This chapter is the first of three that represent Quentin's father's (Jason Compson III, son of General Compson, Sutpen's contemporary and friend) account of Sutpen's family history. At the beginning of the chapter, it appears that Quentin has returned from his visit with Rosa Coldfield and is waiting for the appropriate hour to accompany her to the old Sutpen house.
The chapter begins with a mostly objective and third-person representation of Sutpen's arrival in Yoknapatawpha. About halfway through the chapter, the paragraphs begin with quotation marks and are attributed to Mr. Compson. The style of this chapter slowly changes from a more general, objective style, to something that clearly represents Mr. Compson's way of explaining.
Quentin and Mr. Compson begin with Sutpen's arrival in Jefferson (the largest city in Yoknapatawpha). Sutpen rides into the town a complete stranger, and no one is able to get him to explain his history. Sutpen stays at a local boarding house (Holston House) in Jefferson, and he doesn't spend any time getting to know the people or making friends. After about a month of this, the town finds out that he has registered a large land purchase (100 square miles) with the Chickasaw Indian agent.
Sutpen disappears for two months, then comes back to town in a wagon full of wild-looking slaves, with a French architect. They begin to build his new house on his property. Groups of men from the town assemble and ride out to his property to watch him work with his architect and his slaves. Here, Sutpen's slaves begin to develop a reputation as especially murderous and like "wild men."
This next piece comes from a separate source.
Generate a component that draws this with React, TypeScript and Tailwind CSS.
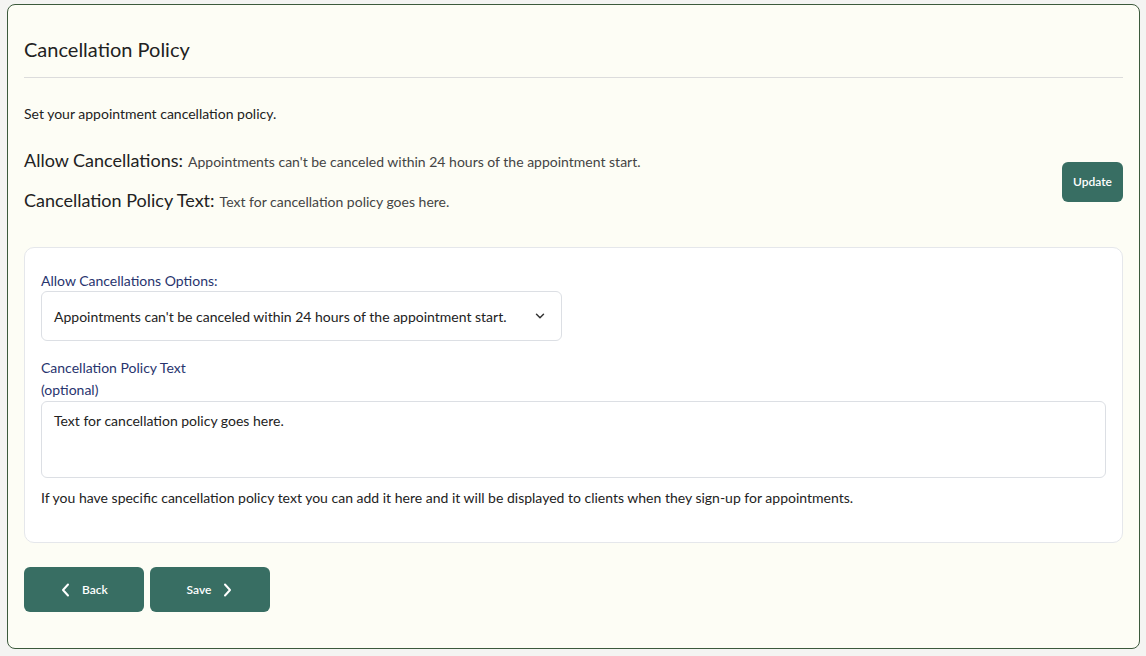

As the house takes shape, Sutpen starts inviting the men to camp on his property, offering them hunting and fishing. He also offers them entertainment, having his slaves fight each other, and sometimes entering the ring himself. Here General Compson (Quentin's grandfather, not technically a general yet) begins to make friends with Sutpen, loaning him seed cotton to begin his cotton planting.
When the house is close to being finished, Sutpen enters the Methodist church in Jefferson, and picks out Ellen Coldfield as the woman he would like to be his wife. The hunting parties stop immediately, and Sutpen is seen visiting Mr. Coldfield's store. Shortly after this change, Sutpen disappears again for a few months, and with wagons that Coldfield had paid for, brings back a huge amount of expensive furnishings for his house (furniture, curtains, rugs, chandeliers, etc.).
The town is convinced that Sutpen has stolen these items. A few men, with the sheriff, ride out to his property to arrest him. After a few sheepish failures to confront him, Sutpen is arrested after he has become engaged to Ellen and is walking out of her house. Mr. Coldfield posts Sutpen's bond, and he gets out of jail the same morning. Here, Mr. Compson has taken over the narrative, and he comments how Sutpen is "underbred" because of the false way that he salutes the men who are watching him enter Coldfield's house.
Two months later, Sutpen and Ellen Coldfield are married in the Methodist church in Jefferson. Ellen's aunt had gone house to house in Jefferson, trying to encourage people to come to the wedding. Only ten people come to the wedding itself, but a crowd gathers outside the church. When Sutpen and Ellen emerge after the ceremony, they are pelted with clods of dirt and vegetables. It doesn't last long, and Ellen is not hit. But the chapter ends (or, Mr. Compson ends the chapter) with Ellen crying.
This chapter is a shift in tone and style, and the gradual change into Mr. Compson's voice is almost imperceptible. His judgments of the people of Jefferson start to creep into the story at this point, though, such as his disdain for the townspeople trying to arrest Sutpen, or his comparison of the day laborers and other non-landowning people to rats.
This chapter, like the first chapter, encourages or teaches the reader to watch the teller, or notice the way that the speaker (in this case, either Quentin's memory of his father's story or Quentin's father directly) shows his attitudes in the telling of the tale. It seems like Mr. Compson admires Sutpen. This admiration shows in the way that he describes Sutpen's treatment by the so-called Vigilance Committee, which seems afraid to arrest him until they outnumber him fifty to one.